The “Real” Experience

What makes a book? For most people, rich pages, eye-catching illustrations, and smooth covers with a good feel in one’s hands all come to mind. We tend to associate the term book with a physical, tangible object that we can pick up, flip through, and slip onto a dusty shelf when we’re finished. Yet today, the rise of electronic reading options containing thousands of online libraries demonstrates that books themselves can occupy a variety of media and still hold the same ideas and influences. Still, even if the online story is identical to its printed counterpart, something vital is gravely lost in forgetting the printed word. Part of reading is touching the cover, smelling the pages, even getting paper cuts! 

“What is a book? A book is an experience. …A book starts with an idea. And ends with a reader,” say authors Julie Chen and Clifton Meador in The Book. Without something to feel and smell and touch, we lose a major portion of that experience.

Take Pathways to Faith, a beautifully illustrated book of poems, as an excellent example. For the slender size, it carries an appealing–though surprising–weight. Its thick cover thuds softly back to the pages when released, and has the gentle roughness common to watercolor paper. It smells old, like a weary traveler, yet the brilliant sun beaming from its cover still reaches out and selflessly offers its warm embrace. Painted delicately, brown stalks of wheat peer at me, cocking their heads as if asking, will I open the book? As I run my fingers along the cloth spine, I sense a warmer, almost human touch, and the title, painted in gold, gleams in the window light. Opening the cover, I see stiff endpaper lifted ever so slightly to reveal the beautiful pages beneath; printed with brown flowers, which look like they’ve been pressed, the pastedown and flyleaf give the impression that the book is one of a kind, made just for me, even though the copyright claims otherwise. 
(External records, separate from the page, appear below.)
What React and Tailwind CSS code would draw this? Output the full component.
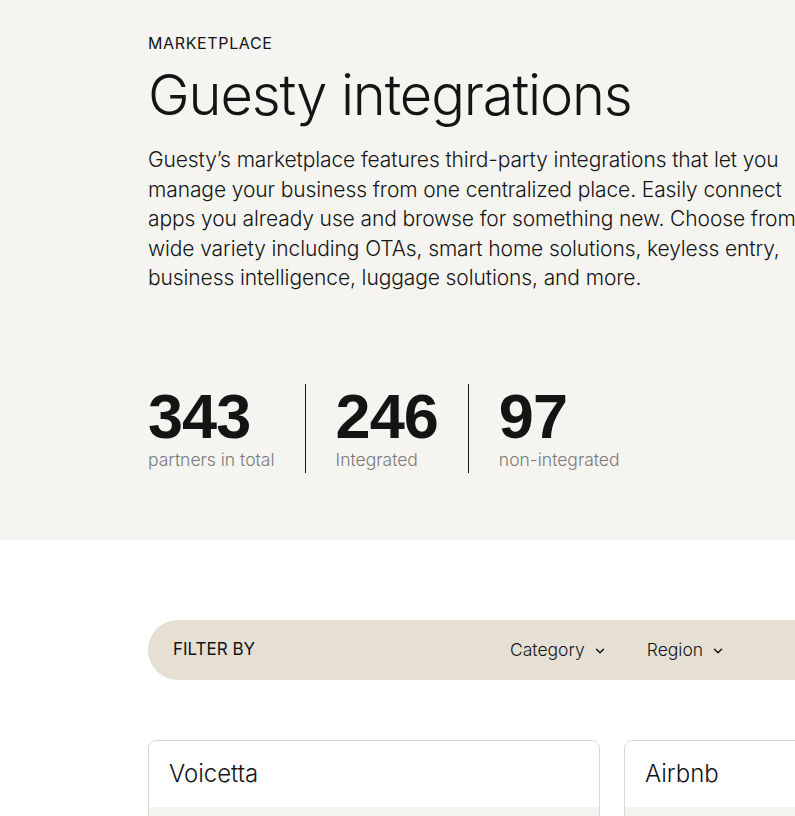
import { ChevronDown } from "lucide-react";

const stats = [
  { value: "343", label: "partners in total" },
  { value: "246", label: "Integrated" },
  { value: "97", label: "non-integrated" },
];

const partners = ["Voicetta", "Airbnb", "Booking.com"];

export default function App() {
  return (
    <div className="w-full overflow-hidden bg-white text-[#141414]" style={{ fontFamily: "Inter, 'Noto Sans', sans-serif" }}>
      {/* hero */}
      <section className="bg-[#f5f4f0] h-[540px] pl-[148px] pt-[33px]">
        <p className="text-[16px] leading-[20px] tracking-[0.04em] uppercase">Marketplace</p>
        <h1 className="mt-[10px] text-[56px] leading-[64px] font-light tracking-[-0.02em] whitespace-nowrap">
          Guesty integrations
        </h1>
        <p className="mt-[18px] w-[668px] text-[21px] leading-[29.6px] font-light tracking-[-0.005em]">
          Guesty’s marketplace features third-party integrations that let you manage your business from one
          centralized place. Easily connect apps you already use and browse for something new. Choose from a wide
          variety including OTAs, smart home solutions, keyless entry, business intelligence, luggage solutions, and
          more.
        </p>

        <div className="mt-[91px] flex">
          {stats.map((s, i) => (
            <div
              key={s.label}
              className={`flex flex-col h-[89px] ${i > 0 ? "pl-[30px]" : ""} ${
                i < stats.length - 1 ? "pr-[30px] border-r border-[#141414]" : ""
              }`}
            >
              <span
                className="text-[63px] leading-[64px] font-bold tracking-[-0.015em]"
                style={{ fontFamily: "'Liberation Sans', Arial, sans-serif" }}
              >
                {s.value}
              </span>
              <span className="mt-[1px] text-[17.5px] leading-[22px] text-[#7a7a7a] font-light">{s.label}</span>
            </div>
          ))}
        </div>
      </section>

      {/* filters + list */}
      <section className="pl-[148px] pt-[80px]">
        <div className="w-[1404px]">
          <div className="h-[60px] rounded-full bg-[#e6e0d4] flex items-center pl-[25px]">
            <span className="text-[17px] font-normal uppercase w-[337px]">Filter by</span>
            <button className="flex items-center gap-[8px] text-[17.5px] font-light">
              Category <ChevronDown size={14} strokeWidth={2.5} className="mt-[2px]" />
            </button>
            <button className="ml-[40px] flex items-center gap-[8px] text-[17.5px] font-light">
              Region <ChevronDown size={14} strokeWidth={2.5} className="mt-[2px]" />
            </button>
          </div>

          <div className="mt-[60px] grid grid-cols-3 gap-[24px]">
            {partners.map((name) => (
              <div key={name} className="h-[300px] rounded-[8px] border border-[#d6d6d6] overflow-hidden flex flex-col">
                <div className="h-[66px] bg-white flex items-center px-[20px]">
                  <span className="text-[24px] font-light">{name}</span>
                </div>
                <div className="flex-1 bg-[#f6f4f0]" />
              </div>
            ))}
          </div>
        </div>
      </section>
    </div>
  );
}
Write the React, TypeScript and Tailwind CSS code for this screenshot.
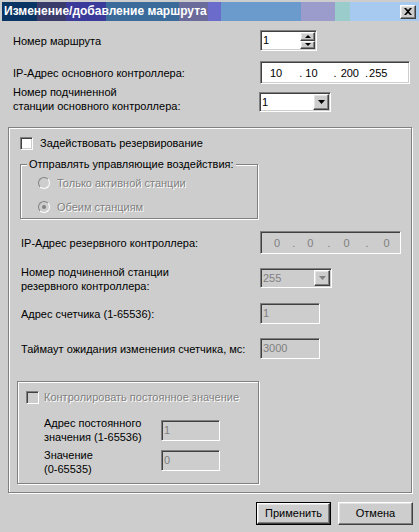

“Pathways to Faith,” by Dean Walley. Photo Credit: Clair Sirofchuck.

Turning the pages, I encounter several other kinds of paper throughout: thin parchment giving a foggy hint of what’s to come and silky pages printed heavily with gorgeous illustrations that guide the reader through everything from lush forests to dazzling sunsets, and ensure that even the little moments—silhouetted birds in flight, tiny mushrooms, a squirrel delicately sniffing the air—aren’t forgotten. My fingers constantly stray to the edge of the text block, cut with a decided raggedness, yet smoothly done. Leaping in and out of the shallow gutter, thin string binds together the paper. Some parts of the book are allowed to lay open easily, while others require a little more effort on the reader’s part. The poem itself looks almost handwritten, though closer inspection would reveal that even some of the swooping cursive letters do repeat a little too coincidentally. Without the different feel of each page, the brilliantly illuminated pages, the aged scent…without having the poem as a physical work of art, could I have enjoyed the same kind of experience?

“Pathways to Faith,” by Dean Walley. Photo Credit: Clair Sirofchuck.

Works Cited:

Pathways to Faith, by Dean Walley. Illustrated by Don Dubowski. Hallmark Cards, Inc., Kansas City, Missouri, 1971. Hallmark Card Editions.

The Book, by Amaranth Borsuk. MIT Press: Cambridge, Massachusets, 2018. Page 57, 78.